> _To do_
Copy each line that contains the word "this".

> _Data excerpts_
◇ ◇ ◇ ◇

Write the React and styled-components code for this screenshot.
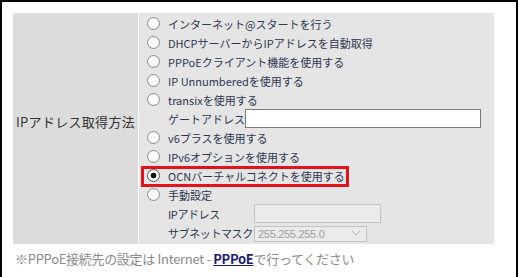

◇ ◇ ◇ ◇

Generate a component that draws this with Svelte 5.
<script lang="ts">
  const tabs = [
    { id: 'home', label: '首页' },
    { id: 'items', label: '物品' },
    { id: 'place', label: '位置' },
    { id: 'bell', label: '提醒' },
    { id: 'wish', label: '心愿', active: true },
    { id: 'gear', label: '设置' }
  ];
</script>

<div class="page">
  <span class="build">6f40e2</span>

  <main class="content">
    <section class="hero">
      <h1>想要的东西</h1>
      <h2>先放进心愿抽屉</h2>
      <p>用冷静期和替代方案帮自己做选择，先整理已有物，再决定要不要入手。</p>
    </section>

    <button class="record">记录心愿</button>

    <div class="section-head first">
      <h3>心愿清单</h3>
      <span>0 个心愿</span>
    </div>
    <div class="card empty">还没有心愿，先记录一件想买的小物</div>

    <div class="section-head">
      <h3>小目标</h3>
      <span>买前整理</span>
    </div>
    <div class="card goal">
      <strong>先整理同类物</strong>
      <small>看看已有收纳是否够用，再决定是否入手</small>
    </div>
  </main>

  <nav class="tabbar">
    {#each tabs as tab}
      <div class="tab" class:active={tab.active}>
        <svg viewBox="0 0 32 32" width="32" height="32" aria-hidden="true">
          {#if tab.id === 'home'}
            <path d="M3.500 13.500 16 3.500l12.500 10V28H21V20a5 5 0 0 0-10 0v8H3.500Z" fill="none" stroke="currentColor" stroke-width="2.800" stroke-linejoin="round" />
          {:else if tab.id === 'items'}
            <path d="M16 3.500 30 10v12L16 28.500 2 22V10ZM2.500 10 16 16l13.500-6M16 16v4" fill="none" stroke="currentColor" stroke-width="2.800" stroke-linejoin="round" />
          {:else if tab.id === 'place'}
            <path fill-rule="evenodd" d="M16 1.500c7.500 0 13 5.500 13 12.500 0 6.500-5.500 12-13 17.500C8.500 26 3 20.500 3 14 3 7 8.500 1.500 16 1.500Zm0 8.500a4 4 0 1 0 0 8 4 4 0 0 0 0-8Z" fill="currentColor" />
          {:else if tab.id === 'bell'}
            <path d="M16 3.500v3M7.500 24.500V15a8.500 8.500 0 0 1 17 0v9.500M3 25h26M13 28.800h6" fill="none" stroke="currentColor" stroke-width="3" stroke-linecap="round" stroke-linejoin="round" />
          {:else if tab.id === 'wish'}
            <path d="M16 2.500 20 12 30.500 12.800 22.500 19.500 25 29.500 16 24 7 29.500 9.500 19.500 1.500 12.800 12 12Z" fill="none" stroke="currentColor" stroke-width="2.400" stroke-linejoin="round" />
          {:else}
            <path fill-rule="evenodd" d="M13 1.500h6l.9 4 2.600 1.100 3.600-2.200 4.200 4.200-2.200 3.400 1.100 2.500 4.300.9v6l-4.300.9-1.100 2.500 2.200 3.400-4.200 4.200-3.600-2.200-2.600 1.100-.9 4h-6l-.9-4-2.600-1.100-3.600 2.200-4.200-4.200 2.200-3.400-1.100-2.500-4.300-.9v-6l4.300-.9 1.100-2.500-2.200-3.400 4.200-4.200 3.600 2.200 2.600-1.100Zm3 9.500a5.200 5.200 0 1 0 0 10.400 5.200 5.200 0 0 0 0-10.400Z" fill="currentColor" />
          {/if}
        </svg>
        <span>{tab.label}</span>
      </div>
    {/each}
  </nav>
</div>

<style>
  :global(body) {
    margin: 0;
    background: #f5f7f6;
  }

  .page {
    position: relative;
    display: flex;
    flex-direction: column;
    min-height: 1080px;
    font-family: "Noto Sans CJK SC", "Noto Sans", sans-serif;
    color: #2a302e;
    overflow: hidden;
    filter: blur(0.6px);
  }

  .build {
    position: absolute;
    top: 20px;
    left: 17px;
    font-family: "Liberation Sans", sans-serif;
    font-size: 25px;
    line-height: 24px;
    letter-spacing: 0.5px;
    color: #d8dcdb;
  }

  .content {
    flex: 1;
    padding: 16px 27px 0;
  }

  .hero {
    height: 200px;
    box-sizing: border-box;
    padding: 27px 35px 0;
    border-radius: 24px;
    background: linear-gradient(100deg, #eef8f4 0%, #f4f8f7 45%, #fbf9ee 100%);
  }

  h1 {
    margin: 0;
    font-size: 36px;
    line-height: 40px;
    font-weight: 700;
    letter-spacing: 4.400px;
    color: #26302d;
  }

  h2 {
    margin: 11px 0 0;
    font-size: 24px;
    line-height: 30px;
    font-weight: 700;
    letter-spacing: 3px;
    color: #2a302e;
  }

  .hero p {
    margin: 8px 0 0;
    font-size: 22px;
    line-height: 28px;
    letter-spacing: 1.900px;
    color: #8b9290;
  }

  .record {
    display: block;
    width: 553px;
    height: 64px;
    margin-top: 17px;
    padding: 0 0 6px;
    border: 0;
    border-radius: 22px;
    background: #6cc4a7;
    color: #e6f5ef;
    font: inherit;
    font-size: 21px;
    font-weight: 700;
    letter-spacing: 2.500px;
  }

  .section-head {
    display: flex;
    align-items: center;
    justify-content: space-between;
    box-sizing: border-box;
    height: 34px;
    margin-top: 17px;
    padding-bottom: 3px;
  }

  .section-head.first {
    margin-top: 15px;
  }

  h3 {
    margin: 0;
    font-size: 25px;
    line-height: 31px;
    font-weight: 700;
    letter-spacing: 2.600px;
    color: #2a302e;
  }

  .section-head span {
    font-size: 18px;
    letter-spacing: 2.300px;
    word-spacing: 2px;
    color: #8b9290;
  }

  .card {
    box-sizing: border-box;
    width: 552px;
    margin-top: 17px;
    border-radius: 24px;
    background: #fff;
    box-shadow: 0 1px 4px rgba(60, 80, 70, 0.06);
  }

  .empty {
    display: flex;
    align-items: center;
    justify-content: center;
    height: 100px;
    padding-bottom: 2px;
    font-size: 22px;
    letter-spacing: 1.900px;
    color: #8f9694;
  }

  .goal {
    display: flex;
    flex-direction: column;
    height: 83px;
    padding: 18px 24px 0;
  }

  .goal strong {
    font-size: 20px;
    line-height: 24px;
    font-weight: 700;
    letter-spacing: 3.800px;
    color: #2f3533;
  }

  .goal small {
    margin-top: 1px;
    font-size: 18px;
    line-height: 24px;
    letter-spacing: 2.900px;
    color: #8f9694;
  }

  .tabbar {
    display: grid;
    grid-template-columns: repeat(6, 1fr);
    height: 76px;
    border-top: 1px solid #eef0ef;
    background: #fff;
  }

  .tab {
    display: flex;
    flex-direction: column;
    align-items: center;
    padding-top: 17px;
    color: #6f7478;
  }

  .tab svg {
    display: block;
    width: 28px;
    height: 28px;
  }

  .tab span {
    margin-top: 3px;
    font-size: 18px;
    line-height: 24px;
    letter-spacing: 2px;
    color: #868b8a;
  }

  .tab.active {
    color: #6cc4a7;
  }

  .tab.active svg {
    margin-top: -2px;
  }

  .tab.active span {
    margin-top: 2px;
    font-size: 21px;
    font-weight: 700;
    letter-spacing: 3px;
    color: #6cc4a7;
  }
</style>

◇ ◇ ◇ ◇

> _Full solution_
Write the React and styled-components code for this screenshot.
Generate a component that draws this with Svelte 5.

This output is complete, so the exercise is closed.